Can't use apes that weren't human lineage. Only one species was. No modern ape or monkey had anything to do with human evolution.
 
Your graphic (Pearson) is incorrect. Man and apes do not share a primate ancestor. Our nearest common ancestor was not a primate (or just barely, a pre prosimian).

There is no reason to question, that it was indeed a primate. Whether it was Ardipithecus or Sahelanthropus or Dryopithecus or whatever fossil ape is what can be debated.
 
There is no reason to question, that it was indeed a primate. Whether it was Ardipithecus or Sahelanthropus or Dryopithecus or whatever fossil ape is in the wind.

The Pearson graphic is very wrong.
 
Those are the ones attributed to the human lineage. Our ancestors must have lived, 'cause we're here.

One cannot look to modern apes, or any of their ancestors (past lemur, when lemur was the most advanced species on Earth), for anthropology. No ape, except us, has anything to do with humans post lemur evolutionary split.
 
My point being no ape was an ancestor of man, so we can't use apes to tell our ancestry. That's why paleo-anthropologists object to using apes; they're a proxy.

Your graphic (Pearson) is incorrect. Man and apes do not share a primate ancestor. Our nearest common ancestor was not a primate (or just barely, a pre prosimian).

Really? That’s not what I remember from my evolutionary biology course. Granted, that was well over 20 years ago. Have there been new discoveries or am I misremembering?
 
Really? That’s not what I remember from my evolutionary biology course. Granted, that was well over 20 years ago. Have there been new discoveries or am I misremembering?

It has been moved back periodically. Most recently, perhaps 6 years ago, it was pushed back a bit more, to a pre lemur, not quite a prosimian iirc. It's not really a lemur. That's the closest thing existing to point at and say "that's where primates started".

A member here took the news to mean evolution happened in reverse. Humans, then apes, then lemurs... then presumably fish.
 
One cannot look to modern apes, or any of their ancestors (past lemur, when lemur was the most advanced species on Earth), for anthropology. No ape, except us, has anything to do with humans post lemur evolutionary split.

Are you basing that on anything other than wishful thinking? The family relations between the various primates including us was originally based chiefly on the skeletal similarities, being more or less derived of each other, and most of those conclusions from the 19th century and onward have in recent decades been confirmed genetically. Which is also the case for the family relations throughout the rest of the tree of life.
 
Are you basing that on anything other than wishful thinking?

Look at the graphic you posted in post 14.
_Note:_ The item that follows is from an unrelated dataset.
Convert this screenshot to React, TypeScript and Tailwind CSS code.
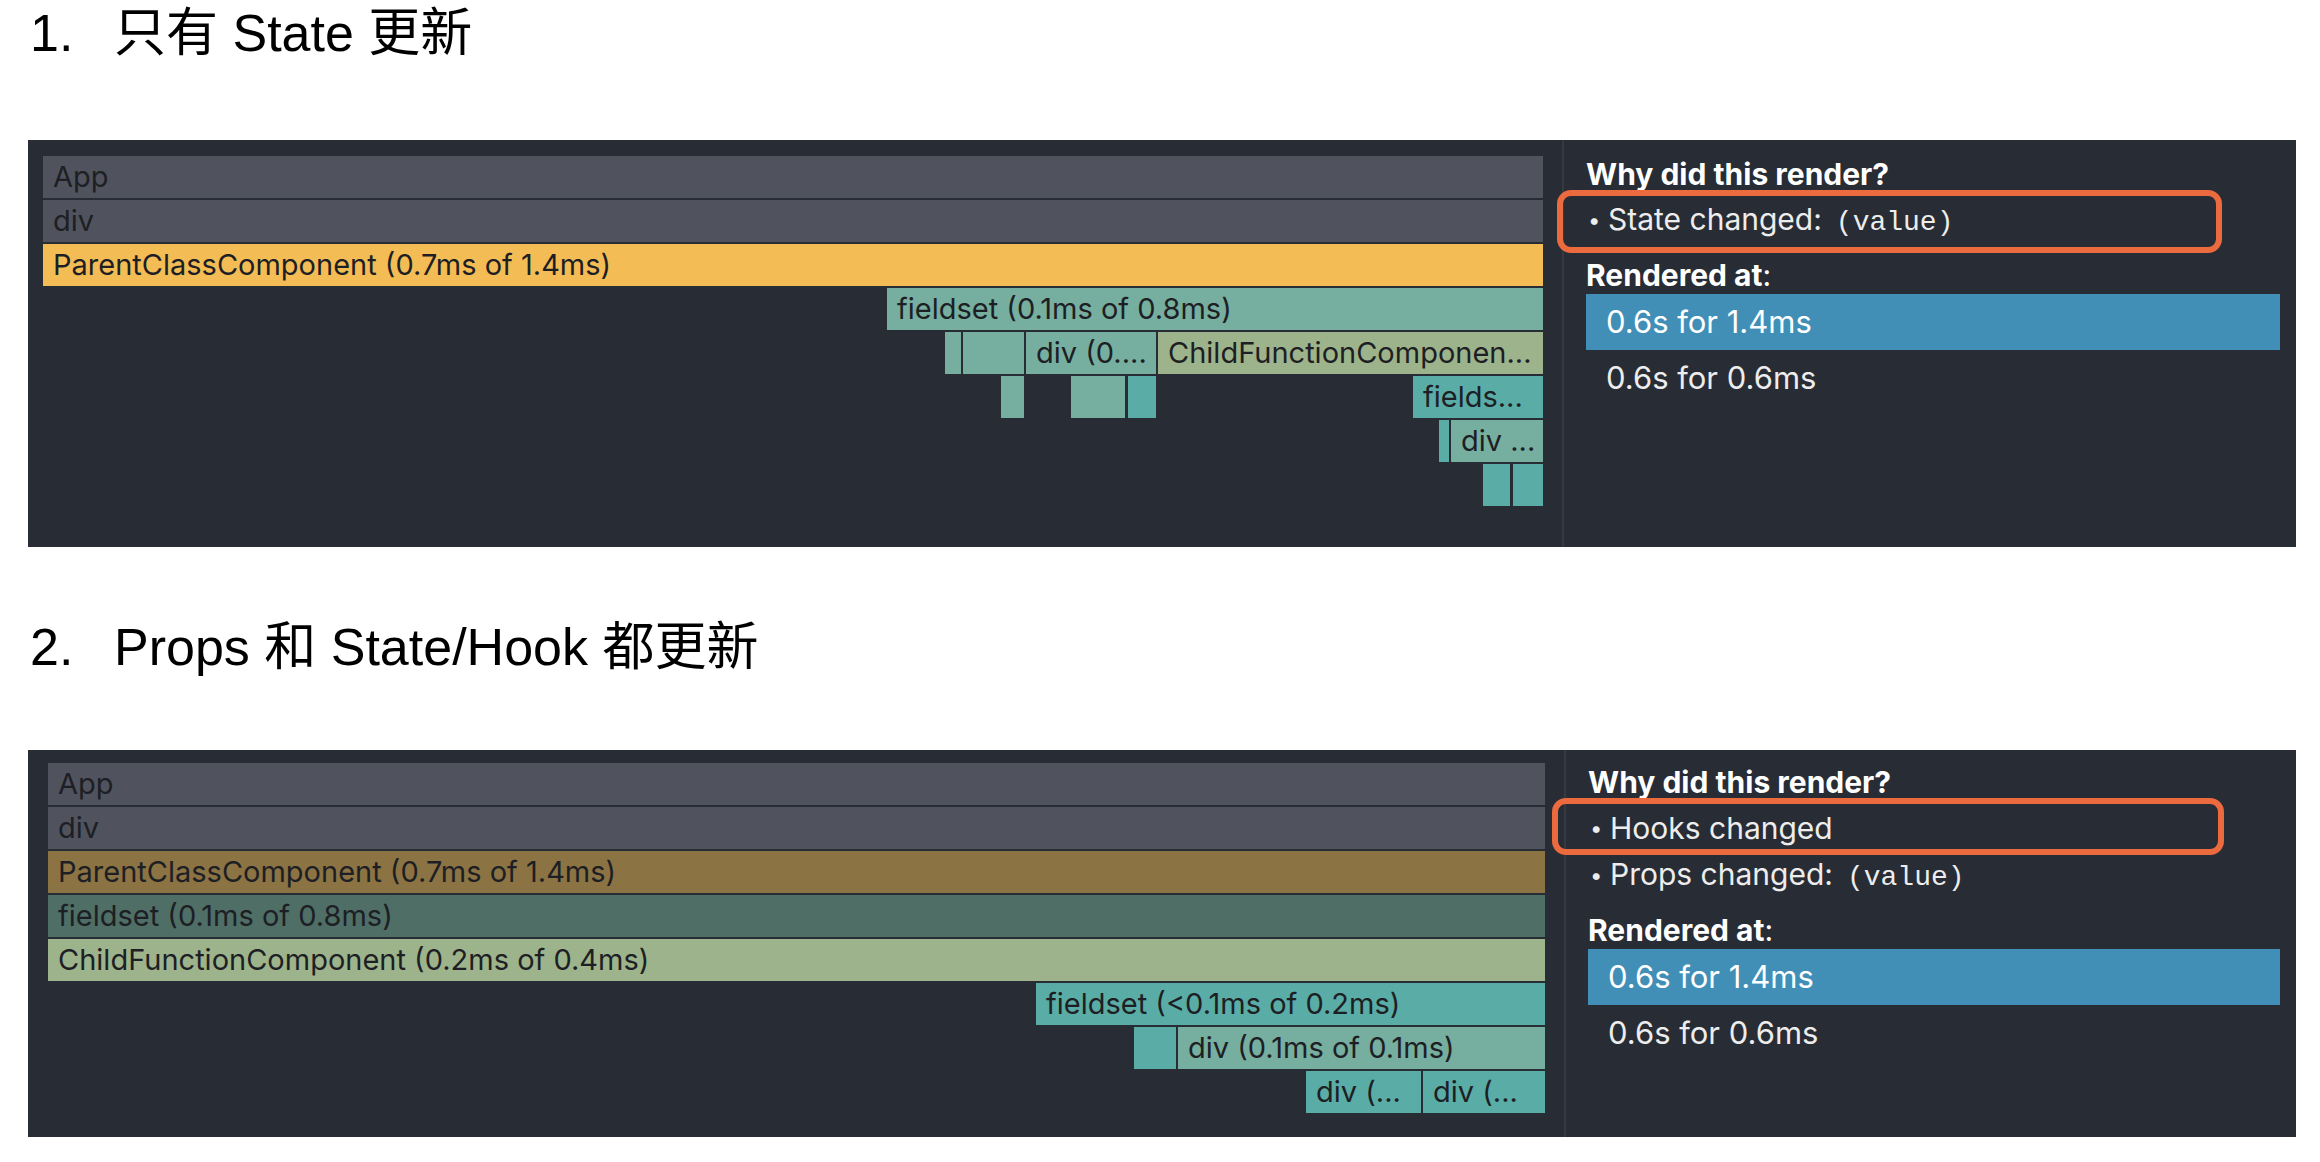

Humans should be separate from apes, not "and". Humans should be 7. The graphic is misleading with the "and". It's separate lineage.
 
It has been moved back periodically. Most recently, perhaps 6 years ago, it was pushed back a bit more, to a pre lemur, not quite a prosimian iirc. It's not really a lemur. That's the closest thing existing to point at and say "that's where primates started".

A member here took the news to mean evolution happened in reverse. Humans, then apes, then lemurs... then presumably fish.
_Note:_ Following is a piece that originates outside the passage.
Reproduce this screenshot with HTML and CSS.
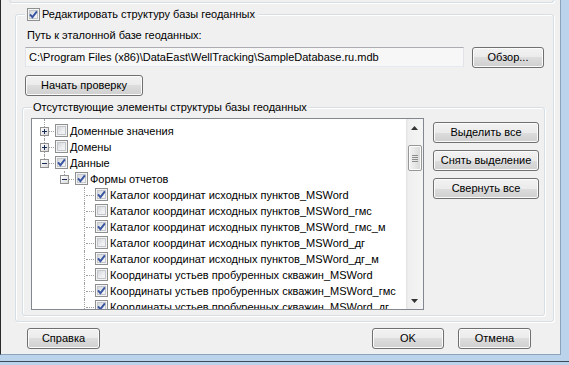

Yeah, but that debate doesn't change the family relations between humans and other apes. The other apes have the same common ancestors with lemurs 60 or so million years ago.
 
Yeah, but that debate doesn't change the family relations between humans and other apes. The other apes have the same common ancestors with lemurs 60 or so million years ago.

There is no relation after 60 or so million years ago. They're not us. They never were. We can't use their behavior or paleontology as a proxy for ours.